Особенно врезалась в память последняя наша беседа — 20 июня 1946 года. Мы сидели с ним в саду, он в глубоком плетеном кресле, я — около, на скамеечке. Он был настроен нервно и все время метался, порывался куда-то идти. Болезнь страшно изменила его, — передо мной сидел уже старый, седой человек.
Речь его, больная и путанная, однако, сверкала блестками таланта, — того чудесного таланта, который всегда так радовал собеседника.
«Я предпочитаю общество автомобилей обществу людей, — бросил он мельком, — уж они-то не меняют своих убеждений», — и, чувствуя на себе насмешливый, скользящий взгляд собеседника, я смущенно ответил «Но ведь они и не любят, и не привязываются, владыко».
«Да, да, это правда, не любят и не привязываются А вы меня любите?» — глаза смотрят также насмешливо и иронически, — теперь прямо в упор.
Серьезно и несколько смущенно я отвечаю: «Да, люблю», — и начинаю говорить о том, как много значил он в моей жизни и что он был предтечей того, кто еще должен придти, и вдруг смущенно замолкаю, заметив, что употребил глагол «был».
«Ну, да, да!» — отвечает он, — «Лютер пришел не сразу. У него были предшественники», — замечает он, делая ударение на «были».
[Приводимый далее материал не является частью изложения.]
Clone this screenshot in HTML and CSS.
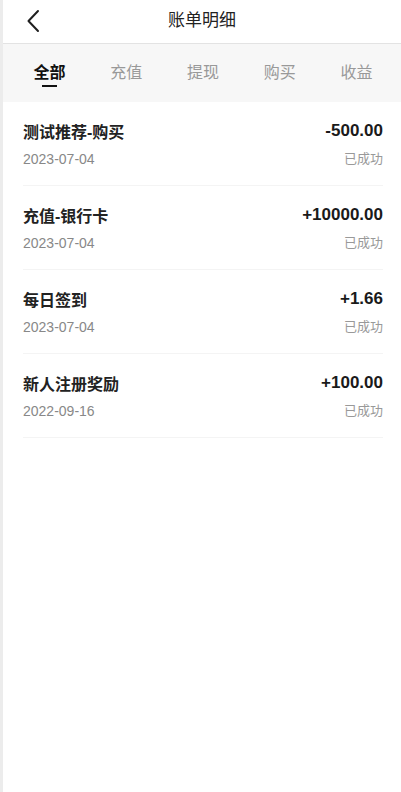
FILE: index.html
```html
<!DOCTYPE html>
<html lang="zh-CN">
<head>
<meta charset="utf-8">
<title>账单明细</title>
<link rel="stylesheet" href="styles.css">
</head>
<body>
<div class="page">
  <header class="header">
    <span class="back">
      <svg width="14" height="24" viewBox="0 0 14 24"><path d="M11 2 L1.5 12 L11 22" fill="none" stroke="#1f1f1f" stroke-width="2" stroke-linecap="round" stroke-linejoin="round"/></svg>
    </span>
    <h1 class="title">账单明细</h1>
  </header>
  <nav class="tabs">
    <div class="tab active"><span class="label">全部</span></div>
    <div class="tab"><span class="label">充值</span></div>
    <div class="tab"><span class="label">提现</span></div>
    <div class="tab"><span class="label">购买</span></div>
    <div class="tab"><span class="label">收益</span></div>
  </nav>
  <ul class="list">
    <li class="item">
      <div class="row"><span class="name">测试推荐-购买</span><span class="amount">-500.00</span></div>
      <div class="row sub"><span class="date">2023-07-04</span><span class="status">已成功</span></div>
    </li>
    <li class="item">
      <div class="row"><span class="name">充值-银行卡</span><span class="amount">+10000.00</span></div>
      <div class="row sub"><span class="date">2023-07-04</span><span class="status">已成功</span></div>
    </li>
    <li class="item">
      <div class="row"><span class="name">每日签到</span><span class="amount">+1.66</span></div>
      <div class="row sub"><span class="date">2023-07-04</span><span class="status">已成功</span></div>
    </li>
    <li class="item">
      <div class="row"><span class="name">新人注册奖励</span><span class="amount">+100.00</span></div>
      <div class="row sub"><span class="date">2022-09-16</span><span class="status">已成功</span></div>
    </li>
  </ul>
</div>
</body>
</html>
```

FILE: styles.css
```css
html, body {
  margin: 0;
  padding: 0;
  background: #fff;
}
body {
  font-family: "Liberation Sans", "Noto Sans CJK SC", sans-serif;
  color: #222;
}
.page {
  min-height: 792px;
  border-left: 3px solid #ececec;
  box-sizing: border-box;
  display: flex;
  flex-direction: column;
}
.header {
  height: 43px;
  border-bottom: 1px solid #e3e3e3;
  display: flex;
  align-items: center;
  justify-content: center;
  position: relative;
}
.back {
  position: absolute;
  left: 24px;
  top: 9px;
  width: 14px;
  height: 24px;
  display: flex;
}
.title {
  margin: 0;
  font-size: 17px;
  font-weight: normal;
  color: #222;
  line-height: 24px;
  margin-top: -2px;
}
.tabs {
  height: 58px;
  background: #f7f7f7;
  display: grid;
  grid-template-columns: repeat(5, 1fr);
  padding: 0 6px 0 8px;
  align-items: center;
}
.tab {
  text-align: center;
  font-size: 16px;
  line-height: 22px;
  color: #999;
}
.label {
  position: relative;
  display: inline-block;
}
.tab.active {
  color: #111;
  font-weight: bold;
}
.tab.active .label::after {
  content: "";
  position: absolute;
  left: 50%;
  bottom: -3px;
  width: 15px;
  height: 2px;
  margin-left: -7px;
  background: #111;
}
.list {
  list-style: none;
  margin: 0;
  padding: 0 18px 0 20px;
}
.item {
  padding: 18px 0 17px;
  border-bottom: 1px solid #f4f4f4;
  display: flex;
  flex-direction: column;
  gap: 6px;
}
.row {
  display: flex;
  justify-content: space-between;
  align-items: center;
  height: 22px;
}
.row.sub {
  height: 20px;
}
.name {
  font-size: 16px;
  font-weight: bold;
  color: #222;
}
.amount {
  font-size: 17px;
  font-weight: bold;
  color: #1a1a1a;
}
.date {
  font-size: 14px;
  color: #888;
  margin-top: 2px;
}
.status {
  font-size: 13px;
  color: #999;
  margin-top: -1px;
}
```
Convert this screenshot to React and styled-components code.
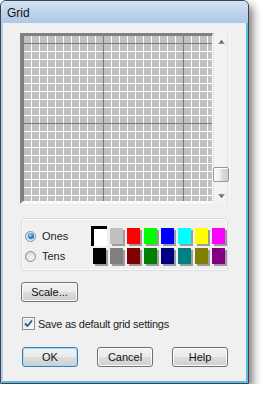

Чтобы переменить тему разговора, я рассказываю, как недавно я прочел его юношескую работу: «Причины неверия русской интеллигенции» и о самом впечатлении от нее. Он внимательно слушает, опускает голову и его побледневшие губы произносят латинскую фразу: «Я сделал, что мог, кто может, — пусть сделает больше».
После обеда быстро прощаюсь, чтобы не утомлять больного.
Провожает меня до дверей — и в дверях обнимает, трижды целует, а я целую его руку: чудесную тонкую руку, руку пианиста, артиста, гения, теперь — слабую и жалкую, бормочу что-то нечленораздельное, чувствуя комок, подступивший к горлу.